J'aime la plume de Barbara Pym car elle est profondément modeste. Elle me fait souvent rire, m'attendrit aussi. Avec douceur, naturel et humilité, elle nous conte des bouts de vie, des bouts d'existences banales et leur redonne l'importance qu'elles méritent.
Une jolie plume que je relirai avec plaisir.

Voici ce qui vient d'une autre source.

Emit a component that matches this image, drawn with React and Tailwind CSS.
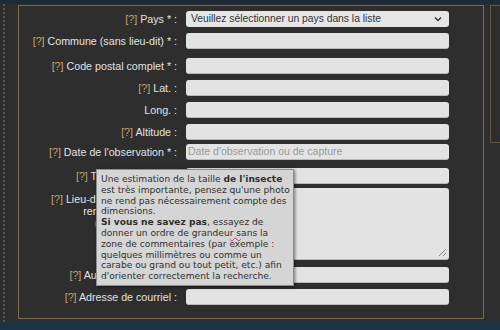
import React from "react";

const Q = () => <span className="text-[#c8a66a]">[?]</span>;

function Label({ children, className = "" }) {
  return (
    <div className={`w-[158px] shrink-0 text-right text-[10.7px] leading-[12px] text-[#e2e2e2] whitespace-nowrap ${className}`}>
      {children}
    </div>
  );
}

function Input({ placeholder, className = "" }) {
  return (
    <div className={`w-[263px] h-[16px] rounded-[3px] bg-[#e3e3e3] border-b border-[#b9b9b9] flex items-center px-[2px] text-[10.5px] text-[#9a9a9a] ${className}`}>
      {placeholder}
    </div>
  );
}

const tipLines = [
  <>Une estimation de la taille <b>de l'insecte</b></>,
  <>est très importante, pensez qu'une photo</>,
  <>ne rend pas nécessairement compte des</>,
  <>dimensions.</>,
  <><b>Si vous ne savez pas</b>, essayez de</>,
  <>donner un ordre de grandeu<span className="underline decoration-wavy decoration-[#e0306a]">r s</span>ans la</>,
  <>zone de commentaires (par exemple :</>,
  <>quelques millimètres ou comme un</>,
  <>carabe ou grand ou tout petit, etc.) afin</>,
  <>d'orienter correctement la recherche.</>,
];

export default function App() {
  return (
    <div className="w-[500px] h-[330px] bg-[#2e2e2e] flex flex-col overflow-hidden" style={{ fontFamily: '"Liberation Sans", Arial, sans-serif' }}>
      <div className="h-[4px] bg-[#1e2b36] shrink-0" />
      <div className="flex flex-1 min-h-0">
        <div className="w-[18px] shrink-0 pl-[3px]">
          <div className="h-full border-l-2 border-dotted border-[#5e5548]" />
        </div>
        <div className="w-[466px] h-[314px] mt-[1px] border border-[#7a6b4d] relative shrink-0">
          <div className="flex flex-col">
            <div className="flex items-center gap-[9px] mt-[5px]">
              <Label><Q /> Pays * :</Label>
              <div className="w-[263px] h-[16px] rounded-[3px] bg-[#e6e6e6] flex items-center justify-between pl-[5px] pr-[7px] text-[10.3px] text-[#333]">
                <span>Veuillez sélectionner un pays dans la liste</span>
                <svg width="8" height="6" viewBox="0 0 8 6" fill="none" stroke="#333" strokeWidth="1.4">
                  <path d="M1 1.5 L4 4.5 L7 1.5" />
                </svg>
              </div>
            </div>
            <div className="flex items-center gap-[9px] mt-[6px]">
              <Label><Q /> Commune (sans lieu-dit) * :</Label>
              <Input />
            </div>
            <div className="flex items-center gap-[9px] mt-[9px]">
              <Label><Q /> Code postal complet * :</Label>
              <Input />
            </div>
            <div className="flex items-center gap-[9px] mt-[6px]">
              <Label><Q /> Lat. :</Label>
              <Input />
            </div>
            <div className="flex items-center gap-[9px] mt-[6px]">
              <Label>Long. :</Label>
              <Input />
            </div>
            <div className="flex items-center gap-[9px] mt-[6px]">
              <Label><Q /> Altitude :</Label>
              <Input />
            </div>
            <div className="flex items-center gap-[9px] mt-[4px]">
              <Label><Q /> Date de l'observation * :</Label>
              <Input placeholder="Date d'observation ou de capture" />
            </div>
            <div className="flex items-center gap-[9px] mt-[8px]">
              <Label><Q /> Taille de l'insecte :</Label>
              <Input />
            </div>
            <div className="flex items-start gap-[9px] mt-[4px]">
              <Label className="pt-[5px] leading-[11.5px]">
                <Q /> Lieu-dit, commentaires,<br />remarques diverses<br />(taille, habitat...) :
              </Label>
              <div className="relative w-[263px] h-[72px] rounded-[3px] bg-[#e3e3e3] border-b border-[#b9b9b9]">
                <svg className="absolute right-[2px] bottom-[2px]" width="9" height="9" viewBox="0 0 9 9" stroke="#8a8a8a" strokeWidth="1">
                  <path d="M8 1 L1 8 M8 5 L5 8" />
                </svg>
              </div>
            </div>
            <div className="flex items-center gap-[9px] mt-[7px]">
              <Label><Q /> Auteur de la photo :</Label>
              <Input />
            </div>
            <div className="flex items-center gap-[9px] mt-[6px]">
              <Label><Q /> Adresse de courriel :</Label>
              <Input />
            </div>
          </div>

          <div
            className="absolute left-[77px] top-[163px] w-[198px] h-[117px] bg-[#d5d5d5] border border-[#8c8c8c] shadow-[1px_1px_3px_rgba(0,0,0,0.5)] pl-[4px] pt-[4px] text-[9.1px] leading-[10.8px] text-[#2f2f2f]"
            style={{ fontFamily: '"DejaVu Sans", Verdana, sans-serif' }}
          >
            {tipLines.map((l, i) => (
              <div key={i} className="whitespace-nowrap">{l}</div>
            ))}
          </div>
        </div>
        <div className="flex-1 ml-[6px] h-[138px] mt-[1px] border-l border-t border-b border-[#5f5640]" />
      </div>
      <div className="h-[8px] bg-[#1b3341] shrink-0" />
    </div>
  );
}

" - Qu'allez-vous faire quand vous serez à la retraite? lui avaient demandé les gens, certains parce qu'ils voulaient vraiment savoir, d'autres avec une curiosité malsaine.
Naturellement elle avait répondu par des banalités - qu'il serait agréable de ne pas avoir à se rendre au bureau - qu'elle aurait maintenant le temps de faire toutes les choses dont elle avait toujours eu envies (ces "choses" ne furent pas précisées) - et de lire tous les livres qu'elle n'avait jamais eu le temps de lire jusque là. Middlemarch, Guerre et paix, peut-être même lLe docteur Jivago. "
(Quatuor d'automne, Barbara Pym, 10/18, 2003, p124)


(Image : Hopper)



3 commentaires:

Titine a dit…

J'avais été surprise par la tonalité très mélancolique de Quatuor d'automne. J'avais été très touchée par ses destinées ordinaires peintes avec délicatesse par Barbara Pym.

Claire a dit…

Quel magnifique billet! Comme toi, j'aime la plume de Barbara Pym qui sait parler avec tant de tendresse et de subtilité de gens comme nous.
J'avais lu des femmes remarquables et comme toi, j'avais apprécié ce roman. Pour le mois anglais, je me suis plongée dans Crampton Hodnet qui m'a bien plu (j'essaierai d'en faire un billet).
Mais mon préféré reste le premier que j'ai découvert: Une demoiselle comme il faut. Le plus positif sans doute. Je te le conseille si tu ne le connais pas encore.

FondantOchocolat a dit…

J'ai déjà lu quelques pages de B. Pym sans réellement accrocher ; mais j'ai bien envie de retenter avec celui-ci, du coup !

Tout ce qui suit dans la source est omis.